Prompt:
Find each line containing the word "page" and report how many there are. Add nothing else.

Data for this task:
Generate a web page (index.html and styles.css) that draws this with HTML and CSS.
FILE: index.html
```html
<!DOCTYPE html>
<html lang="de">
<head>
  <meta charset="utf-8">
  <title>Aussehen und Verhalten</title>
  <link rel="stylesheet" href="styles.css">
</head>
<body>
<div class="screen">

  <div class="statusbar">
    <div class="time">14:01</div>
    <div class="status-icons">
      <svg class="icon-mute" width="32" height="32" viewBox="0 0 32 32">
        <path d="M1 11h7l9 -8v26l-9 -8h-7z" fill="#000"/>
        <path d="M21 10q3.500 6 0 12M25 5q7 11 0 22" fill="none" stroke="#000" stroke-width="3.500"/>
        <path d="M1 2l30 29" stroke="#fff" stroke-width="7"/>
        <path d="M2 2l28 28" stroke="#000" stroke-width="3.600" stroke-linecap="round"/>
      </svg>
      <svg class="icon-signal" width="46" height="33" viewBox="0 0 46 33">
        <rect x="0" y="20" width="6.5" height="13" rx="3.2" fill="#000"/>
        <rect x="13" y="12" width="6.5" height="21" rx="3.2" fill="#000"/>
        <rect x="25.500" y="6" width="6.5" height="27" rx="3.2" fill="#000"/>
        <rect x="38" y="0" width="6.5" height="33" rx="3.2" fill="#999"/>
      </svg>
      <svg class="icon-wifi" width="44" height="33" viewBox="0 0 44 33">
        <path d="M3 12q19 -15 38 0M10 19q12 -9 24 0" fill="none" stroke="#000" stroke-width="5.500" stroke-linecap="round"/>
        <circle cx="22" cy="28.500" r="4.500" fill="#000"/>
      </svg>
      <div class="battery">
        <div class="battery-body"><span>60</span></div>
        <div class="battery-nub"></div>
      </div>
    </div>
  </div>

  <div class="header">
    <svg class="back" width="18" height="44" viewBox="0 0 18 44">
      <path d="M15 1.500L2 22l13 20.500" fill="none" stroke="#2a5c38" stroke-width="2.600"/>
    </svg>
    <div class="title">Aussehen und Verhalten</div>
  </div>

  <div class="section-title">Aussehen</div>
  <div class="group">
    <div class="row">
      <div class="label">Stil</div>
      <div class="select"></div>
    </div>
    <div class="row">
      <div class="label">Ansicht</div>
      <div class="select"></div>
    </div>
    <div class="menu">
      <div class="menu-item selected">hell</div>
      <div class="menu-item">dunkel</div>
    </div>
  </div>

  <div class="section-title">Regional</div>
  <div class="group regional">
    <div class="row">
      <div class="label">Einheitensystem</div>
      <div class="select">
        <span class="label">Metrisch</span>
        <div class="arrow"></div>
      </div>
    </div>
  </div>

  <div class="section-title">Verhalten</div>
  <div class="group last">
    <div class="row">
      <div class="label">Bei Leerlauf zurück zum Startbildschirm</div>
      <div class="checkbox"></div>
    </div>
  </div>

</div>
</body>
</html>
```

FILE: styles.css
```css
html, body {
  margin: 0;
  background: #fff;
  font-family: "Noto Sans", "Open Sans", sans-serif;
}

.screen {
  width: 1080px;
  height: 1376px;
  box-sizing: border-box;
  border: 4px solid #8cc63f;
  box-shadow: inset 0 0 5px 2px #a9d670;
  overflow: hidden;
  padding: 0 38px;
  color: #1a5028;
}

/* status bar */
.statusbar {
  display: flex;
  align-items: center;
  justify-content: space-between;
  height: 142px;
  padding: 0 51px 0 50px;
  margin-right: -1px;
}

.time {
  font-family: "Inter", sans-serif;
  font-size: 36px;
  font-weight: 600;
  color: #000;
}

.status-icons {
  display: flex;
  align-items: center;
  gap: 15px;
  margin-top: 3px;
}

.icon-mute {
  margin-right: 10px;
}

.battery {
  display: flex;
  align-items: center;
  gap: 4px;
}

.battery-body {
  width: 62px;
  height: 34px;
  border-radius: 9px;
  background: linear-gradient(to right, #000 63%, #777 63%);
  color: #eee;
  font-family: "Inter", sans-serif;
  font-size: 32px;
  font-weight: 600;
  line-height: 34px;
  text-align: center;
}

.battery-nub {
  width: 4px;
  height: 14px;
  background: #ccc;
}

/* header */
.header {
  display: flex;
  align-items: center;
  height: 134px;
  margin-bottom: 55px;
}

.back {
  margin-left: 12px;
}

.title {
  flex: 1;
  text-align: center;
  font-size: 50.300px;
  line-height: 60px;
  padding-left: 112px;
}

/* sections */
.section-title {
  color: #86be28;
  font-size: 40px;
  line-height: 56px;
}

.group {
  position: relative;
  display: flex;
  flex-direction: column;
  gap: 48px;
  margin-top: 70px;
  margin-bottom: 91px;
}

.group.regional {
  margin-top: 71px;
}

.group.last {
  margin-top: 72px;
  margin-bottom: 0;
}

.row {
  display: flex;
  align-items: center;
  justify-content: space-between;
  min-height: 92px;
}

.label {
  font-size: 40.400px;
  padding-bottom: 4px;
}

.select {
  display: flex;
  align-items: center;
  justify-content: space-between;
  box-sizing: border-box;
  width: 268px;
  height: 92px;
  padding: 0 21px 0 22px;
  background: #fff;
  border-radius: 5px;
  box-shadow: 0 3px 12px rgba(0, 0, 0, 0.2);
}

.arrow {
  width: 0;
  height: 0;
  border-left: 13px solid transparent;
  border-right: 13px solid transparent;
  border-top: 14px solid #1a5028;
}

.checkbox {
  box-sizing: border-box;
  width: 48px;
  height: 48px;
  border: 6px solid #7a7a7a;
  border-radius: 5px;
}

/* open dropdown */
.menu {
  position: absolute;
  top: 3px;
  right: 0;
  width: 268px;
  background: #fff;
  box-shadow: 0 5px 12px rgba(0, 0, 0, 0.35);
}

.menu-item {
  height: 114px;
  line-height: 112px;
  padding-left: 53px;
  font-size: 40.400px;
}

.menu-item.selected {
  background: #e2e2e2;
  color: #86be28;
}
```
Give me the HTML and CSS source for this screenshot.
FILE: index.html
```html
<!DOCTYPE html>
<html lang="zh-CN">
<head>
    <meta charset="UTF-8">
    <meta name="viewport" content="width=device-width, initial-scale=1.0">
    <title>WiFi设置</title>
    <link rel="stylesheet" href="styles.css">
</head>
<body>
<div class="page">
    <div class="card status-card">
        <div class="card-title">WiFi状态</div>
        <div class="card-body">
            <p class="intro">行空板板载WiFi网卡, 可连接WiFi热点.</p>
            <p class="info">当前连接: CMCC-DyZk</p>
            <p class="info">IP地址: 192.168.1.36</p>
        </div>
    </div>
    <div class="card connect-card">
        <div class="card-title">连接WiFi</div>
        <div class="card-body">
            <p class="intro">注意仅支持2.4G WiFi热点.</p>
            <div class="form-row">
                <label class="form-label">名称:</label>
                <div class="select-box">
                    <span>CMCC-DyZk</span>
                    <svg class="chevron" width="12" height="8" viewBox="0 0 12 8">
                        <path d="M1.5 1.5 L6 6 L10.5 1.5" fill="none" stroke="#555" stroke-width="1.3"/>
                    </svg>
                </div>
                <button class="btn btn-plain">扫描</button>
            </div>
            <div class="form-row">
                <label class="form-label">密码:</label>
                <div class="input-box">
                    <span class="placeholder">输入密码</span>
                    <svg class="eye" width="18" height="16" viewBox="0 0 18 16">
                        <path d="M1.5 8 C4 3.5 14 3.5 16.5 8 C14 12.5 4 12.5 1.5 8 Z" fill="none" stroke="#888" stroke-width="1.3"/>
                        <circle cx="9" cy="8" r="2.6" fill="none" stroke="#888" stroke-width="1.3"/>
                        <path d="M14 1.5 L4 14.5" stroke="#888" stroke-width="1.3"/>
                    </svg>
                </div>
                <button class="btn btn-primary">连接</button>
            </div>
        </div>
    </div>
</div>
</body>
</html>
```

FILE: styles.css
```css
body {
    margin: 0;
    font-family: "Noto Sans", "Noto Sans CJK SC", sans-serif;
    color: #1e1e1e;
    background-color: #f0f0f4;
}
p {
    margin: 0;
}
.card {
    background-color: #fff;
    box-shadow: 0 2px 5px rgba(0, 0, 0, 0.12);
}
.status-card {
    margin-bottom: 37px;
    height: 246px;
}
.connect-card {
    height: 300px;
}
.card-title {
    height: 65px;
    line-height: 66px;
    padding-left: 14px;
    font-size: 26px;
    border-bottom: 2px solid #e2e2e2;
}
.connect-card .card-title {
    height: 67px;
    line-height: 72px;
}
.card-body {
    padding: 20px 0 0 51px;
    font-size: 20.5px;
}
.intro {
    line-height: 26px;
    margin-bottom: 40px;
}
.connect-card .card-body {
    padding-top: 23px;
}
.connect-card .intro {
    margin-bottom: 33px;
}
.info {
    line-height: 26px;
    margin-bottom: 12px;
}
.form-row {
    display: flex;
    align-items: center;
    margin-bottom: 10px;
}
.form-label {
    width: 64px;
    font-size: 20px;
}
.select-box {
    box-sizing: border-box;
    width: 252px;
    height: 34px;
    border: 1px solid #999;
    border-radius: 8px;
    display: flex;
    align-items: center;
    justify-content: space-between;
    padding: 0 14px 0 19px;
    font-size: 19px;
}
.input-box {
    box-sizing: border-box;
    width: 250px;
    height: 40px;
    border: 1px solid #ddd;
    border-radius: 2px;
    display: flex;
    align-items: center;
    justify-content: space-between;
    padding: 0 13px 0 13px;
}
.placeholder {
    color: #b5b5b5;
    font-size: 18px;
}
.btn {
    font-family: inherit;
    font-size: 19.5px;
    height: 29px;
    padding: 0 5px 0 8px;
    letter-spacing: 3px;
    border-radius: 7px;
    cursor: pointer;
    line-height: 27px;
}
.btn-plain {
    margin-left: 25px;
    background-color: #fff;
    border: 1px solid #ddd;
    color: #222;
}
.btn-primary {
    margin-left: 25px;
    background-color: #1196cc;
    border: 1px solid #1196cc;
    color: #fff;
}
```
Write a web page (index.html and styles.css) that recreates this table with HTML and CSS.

Right answer:
3